Tuesday, 8 November 2011
No matter how many times I read Ramayana and Mahabharata, I find it interesting to read a newer version of it. It is retold by so many authors. It’s interesting to see how the same EPIC is interpreted so differently. How great is the story that it keeps us engaged although we know what is going to happen. I never get bored of these two EPICs. Now I am reading a version "Prince of Ayodhya" by Ashok.K.Banker. I am just waiting to go back and lay my hands on that book.
Such a beautiful sunrise today. Early mornings are such a pleasure; the crimson red sky and the light breeze refreshing the dull sleepy mind. I thought I would go back to sleep when I got up, but the beauty of the morning forbade me from wasting my time sleeping. It refreshed me so much that I was all charged up to do my house chores.
Festivals are fun. How would life be without festivals? Yesterday it was Tulsi Puja. I did not find time to do an elaborate puja. Just a small rangoli, few lamps and a small puja, was so soothing to my senses. Definitely the festivals were created with a purpose. It was to fill in positivity to the soul.

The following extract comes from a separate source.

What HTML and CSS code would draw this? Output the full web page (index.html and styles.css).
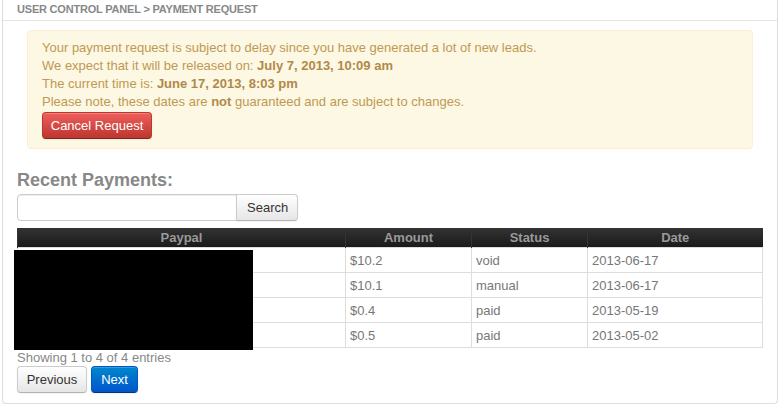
FILE: index.html
```html
<!DOCTYPE html>
<html lang="en">
<head>
    <meta charset="UTF-8">
    <title>Payment Request</title>
    <link rel="stylesheet" href="styles.css">
</head>
<body>
    <div class="panel">
        <div class="panel-head">User Control Panel &gt; Payment Request</div>
        <div class="panel-body">
            <div class="alert">
                Your payment request is subject to delay since you have generated a lot of new leads.<br>
                We expect that it will be released on: <b>July 7, 2013, 10:09 am</b><br>
                The current time is: <b>June 17, 2013, 8:03 pm</b><br>
                Please note, these dates are <b>not</b> guaranteed and are subject to changes.<br>
                <button class="btn btn-danger">Cancel Request</button>
            </div>

            <h3>Recent Payments:</h3>
            <div class="search">
                <input type="text" class="search-input">
                <button class="btn search-btn">Search</button>
            </div>

            <div class="table-wrap">
                <table class="payments">
                    <thead>
                        <tr>
                            <th class="col-paypal">Paypal</th>
                            <th class="col-amount">Amount</th>
                            <th class="col-status">Status</th>
                            <th>Date</th>
                        </tr>
                    </thead>
                    <tbody>
                        <tr><td></td><td>$10.2</td><td>void</td><td>2013-06-17</td></tr>
                        <tr><td></td><td>$10.1</td><td>manual</td><td>2013-06-17</td></tr>
                        <tr><td></td><td>$0.4</td><td>paid</td><td>2013-05-19</td></tr>
                        <tr><td></td><td>$0.5</td><td>paid</td><td>2013-05-02</td></tr>
                    </tbody>
                </table>
                <div class="redact"></div>
            </div>

            <div class="info">Showing 1 to 4 of 4 entries</div>
            <div class="pager">
                <button class="btn btn-prev">Previous</button>
                <button class="btn btn-primary">Next</button>
            </div>
        </div>
    </div>
</body>
</html>
```

FILE: styles.css
```css
body {
    margin: 0;
    font-family: "Liberation Sans", Arial, sans-serif;
    font-size: 13px;
    color: #777;
    background-color: #fff;
}
.panel {
    margin: 0 2px 0 2px;
    border: 1px solid #ddd;
    border-top: none;
    border-radius: 0 0 4px 4px;
    height: 404px;
    box-sizing: border-box;
}
.panel-head {
    height: 21px;
    line-height: 19px;
    padding-left: 14px;
    border-bottom: 1px solid #e5e5e5;
    box-sizing: border-box;
    font-size: 11px;
    font-weight: bold;
    letter-spacing: -0.2px;
    text-transform: uppercase;
    color: #888;
}
.panel-body {
    padding: 9px 14px 0 14px;
}
.alert {
    margin: 0 10px;
    padding: 8px 14px 9px 14px;
    background-color: #fcf8e3;
    border: 1px solid #fbeed5;
    border-radius: 4px;
    color: #c09853;
    line-height: 18px;
}
.alert b {
    color: #b0894a;
}
.btn {
    display: inline-block;
    font-family: "Liberation Sans", Arial, sans-serif;
    font-size: 13px;
    height: 27px;
    padding: 0 10px;
    border: 1px solid #ccc;
    border-bottom-color: #b3b3b3;
    border-radius: 4px;
    background-image: linear-gradient(#ffffff, #e6e6e6);
    color: #333;
    cursor: pointer;
    box-shadow: inset 0 1px 0 rgba(255, 255, 255, 0.2), 0 1px 2px rgba(0, 0, 0, 0.05);
}
.btn-danger {
    margin-top: 1px;
    width: 110px;
    padding: 0;
    color: #fff;
    background-image: linear-gradient(#ee5f5b, #bd362f);
    border-color: #bd362f #bd362f #802420;
}
.btn-prev {
    width: 70px;
    padding: 0;
}
.btn-primary {
    width: 47px;
    padding: 0;
    color: #fff;
    background-image: linear-gradient(#0088cc, #0055cc);
    border-color: #0055cc #0055cc #003580;
}
h3 {
    margin: 21px 0 4px 0;
    font-size: 18px;
    line-height: 20px;
    color: #888;
}
.search {
    display: flex;
}
.search-input {
    width: 220px;
    height: 27px;
    box-sizing: border-box;
    border: 1px solid #ccc;
    border-radius: 4px 0 0 4px;
    box-shadow: inset 0 1px 1px rgba(0, 0, 0, 0.075);
}
.search-btn {
    width: 62px;
    margin-left: -1px;
    border-radius: 0 4px 4px 0;
}
.table-wrap {
    position: relative;
    margin-top: 7px;
}
.payments {
    width: 746px;
    border-collapse: collapse;
}
.payments th {
    height: 19px;
    padding: 0;
    background-image: linear-gradient(#333, #1a1a1a);
    color: #999;
    font-weight: bold;
    border-left: 1px solid #333;
}
.payments td {
    height: 24px;
    padding: 0 4px;
    border: 1px solid #ddd;
    color: #777;
}
.col-paypal { width: 327px; }
.col-amount { width: 125px; }
.col-status { width: 115px; }
/* blacked-out email column, as in the screenshot */
.redact {
    position: absolute;
    left: -3px;
    top: 22px;
    width: 239px;
    height: 100px;
    background-color: #000;
}
.info {
    margin-top: 2px;
    line-height: 16px;
    color: #888;
}
.pager {
    margin-top: 0;
    display: flex;
    gap: 4px;
}
```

I want to lead a more disciplined life. I want to do yoga every day. Want to read the newspaper every day. But I don’t find time. No I am not making excuses. I have improved a lot after becoming a mother. But still, I have to go a long way in time management I believe.
I am feeling very bad for mom somewhere in the depth of my heart. I want to do something for her. I am not sure what. I want to see her happy.
No matter how much I tell myself to work and not expect anything in return, when it comes to practicing it, I fail. I fail miserably. When I have toiled hard and somebody snatches away all the credit, I still cannot handle it. I feel very depressed and take some time to come out of it. I hate such personalities, who live on other people’s hard work. According to me, they are the worst lot of the mankind and are very tough to deal with.
Just after writing this post, I see the words that are bold in the above points. The good and nice outweigh the bad and sad bolds. That is a good enough reason for me to be happy today. Don’t you think so?
No matter what confronts you today, be happy. Spread the disease of happiness around. I accidently hit this site and found it beautiful. I can’t relate more to it.